GIVEN DATA:
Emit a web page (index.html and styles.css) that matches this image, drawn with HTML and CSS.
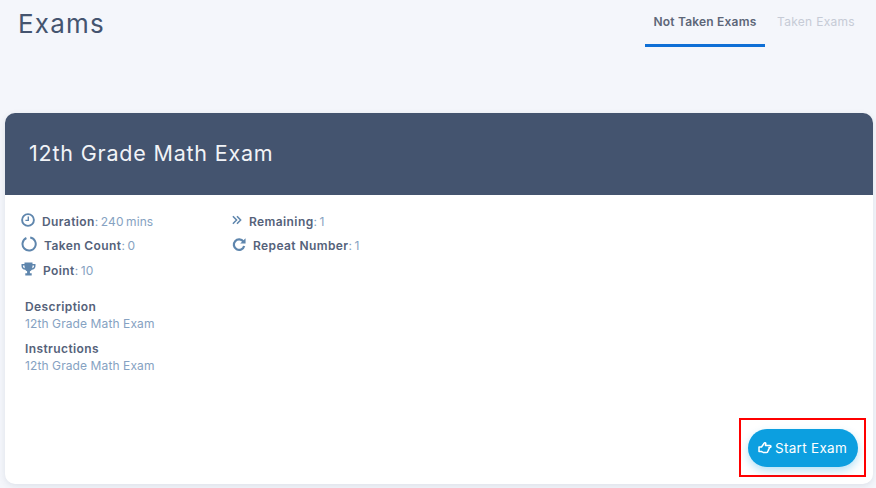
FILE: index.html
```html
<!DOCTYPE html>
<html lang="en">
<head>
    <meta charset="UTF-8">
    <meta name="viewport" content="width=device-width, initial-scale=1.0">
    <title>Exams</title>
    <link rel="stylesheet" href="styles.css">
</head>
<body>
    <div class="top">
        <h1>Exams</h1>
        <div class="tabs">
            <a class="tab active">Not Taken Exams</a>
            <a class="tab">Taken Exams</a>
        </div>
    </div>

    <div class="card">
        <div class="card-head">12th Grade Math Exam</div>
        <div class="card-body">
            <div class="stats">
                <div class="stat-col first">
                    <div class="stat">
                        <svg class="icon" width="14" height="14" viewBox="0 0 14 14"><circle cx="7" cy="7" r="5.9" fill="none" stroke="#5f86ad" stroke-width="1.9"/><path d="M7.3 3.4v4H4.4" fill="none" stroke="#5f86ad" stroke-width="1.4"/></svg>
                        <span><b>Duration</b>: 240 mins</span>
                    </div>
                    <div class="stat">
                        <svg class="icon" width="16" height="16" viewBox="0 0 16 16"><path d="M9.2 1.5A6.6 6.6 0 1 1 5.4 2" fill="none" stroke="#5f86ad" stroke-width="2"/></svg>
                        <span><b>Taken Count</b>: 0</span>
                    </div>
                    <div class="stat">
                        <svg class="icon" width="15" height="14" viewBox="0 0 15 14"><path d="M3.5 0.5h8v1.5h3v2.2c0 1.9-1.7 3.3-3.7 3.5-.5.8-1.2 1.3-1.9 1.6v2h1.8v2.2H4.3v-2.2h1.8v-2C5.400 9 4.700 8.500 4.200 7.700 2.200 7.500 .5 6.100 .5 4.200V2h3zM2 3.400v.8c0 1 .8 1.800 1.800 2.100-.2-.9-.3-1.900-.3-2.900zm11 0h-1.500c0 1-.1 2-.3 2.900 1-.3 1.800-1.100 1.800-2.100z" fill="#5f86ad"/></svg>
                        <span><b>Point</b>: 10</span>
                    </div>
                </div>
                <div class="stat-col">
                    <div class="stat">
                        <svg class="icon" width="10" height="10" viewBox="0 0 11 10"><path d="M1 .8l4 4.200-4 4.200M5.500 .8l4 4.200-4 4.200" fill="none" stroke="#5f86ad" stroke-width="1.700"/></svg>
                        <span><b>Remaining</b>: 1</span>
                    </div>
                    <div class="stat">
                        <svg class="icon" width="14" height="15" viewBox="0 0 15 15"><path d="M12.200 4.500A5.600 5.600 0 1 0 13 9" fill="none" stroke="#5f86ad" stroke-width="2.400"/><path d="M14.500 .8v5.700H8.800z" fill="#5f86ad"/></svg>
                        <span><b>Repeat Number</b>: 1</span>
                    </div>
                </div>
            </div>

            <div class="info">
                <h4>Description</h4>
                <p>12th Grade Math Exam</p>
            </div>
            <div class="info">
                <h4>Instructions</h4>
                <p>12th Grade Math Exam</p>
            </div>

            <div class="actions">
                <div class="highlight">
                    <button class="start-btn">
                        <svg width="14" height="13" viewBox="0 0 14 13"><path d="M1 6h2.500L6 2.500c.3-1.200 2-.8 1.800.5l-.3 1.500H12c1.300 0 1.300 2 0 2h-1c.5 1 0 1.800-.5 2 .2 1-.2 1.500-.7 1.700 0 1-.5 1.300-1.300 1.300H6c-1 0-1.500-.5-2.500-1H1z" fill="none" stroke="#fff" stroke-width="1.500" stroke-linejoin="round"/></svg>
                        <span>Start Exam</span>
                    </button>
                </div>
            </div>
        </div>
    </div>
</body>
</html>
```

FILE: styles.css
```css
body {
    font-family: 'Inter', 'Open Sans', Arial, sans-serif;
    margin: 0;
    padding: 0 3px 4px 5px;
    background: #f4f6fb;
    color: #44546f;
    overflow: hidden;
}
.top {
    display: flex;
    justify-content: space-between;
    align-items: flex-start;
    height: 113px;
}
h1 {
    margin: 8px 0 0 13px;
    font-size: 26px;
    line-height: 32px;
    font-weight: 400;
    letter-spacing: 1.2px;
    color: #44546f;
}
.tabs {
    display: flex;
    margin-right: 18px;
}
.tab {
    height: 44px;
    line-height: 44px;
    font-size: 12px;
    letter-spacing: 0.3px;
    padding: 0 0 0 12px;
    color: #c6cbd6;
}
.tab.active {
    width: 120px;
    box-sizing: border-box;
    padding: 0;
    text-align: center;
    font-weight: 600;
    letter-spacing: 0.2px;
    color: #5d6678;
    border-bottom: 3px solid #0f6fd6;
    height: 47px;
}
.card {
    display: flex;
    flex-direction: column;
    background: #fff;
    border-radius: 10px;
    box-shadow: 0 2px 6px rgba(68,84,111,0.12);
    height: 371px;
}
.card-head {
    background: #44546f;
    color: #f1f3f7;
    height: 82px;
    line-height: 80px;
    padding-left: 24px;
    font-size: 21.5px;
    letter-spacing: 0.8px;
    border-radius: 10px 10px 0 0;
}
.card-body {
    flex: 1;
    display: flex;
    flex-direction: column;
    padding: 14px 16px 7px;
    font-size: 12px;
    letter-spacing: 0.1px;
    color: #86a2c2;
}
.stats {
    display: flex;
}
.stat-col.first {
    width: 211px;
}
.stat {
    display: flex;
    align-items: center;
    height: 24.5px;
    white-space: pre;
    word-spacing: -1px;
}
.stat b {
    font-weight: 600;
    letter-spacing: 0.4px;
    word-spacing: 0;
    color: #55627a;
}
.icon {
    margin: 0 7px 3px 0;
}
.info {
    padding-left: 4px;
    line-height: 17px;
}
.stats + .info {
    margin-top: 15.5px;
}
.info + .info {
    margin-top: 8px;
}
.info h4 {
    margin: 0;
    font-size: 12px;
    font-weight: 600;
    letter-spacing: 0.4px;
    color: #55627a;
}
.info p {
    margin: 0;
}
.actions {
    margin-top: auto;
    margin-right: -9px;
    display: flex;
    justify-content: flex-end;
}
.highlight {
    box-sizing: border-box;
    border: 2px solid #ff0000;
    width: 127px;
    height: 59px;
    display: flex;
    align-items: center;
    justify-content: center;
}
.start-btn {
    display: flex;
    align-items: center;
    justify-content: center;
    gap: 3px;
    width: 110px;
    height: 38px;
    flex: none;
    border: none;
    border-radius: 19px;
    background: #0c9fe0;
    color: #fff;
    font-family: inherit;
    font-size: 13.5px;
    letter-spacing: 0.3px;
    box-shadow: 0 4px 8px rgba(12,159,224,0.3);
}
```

DIRECTIONS FOR THIS TASK: Your answer should be a single number: how many lines in the data above include "styles"?

RESULT FOR THIS TASK: 3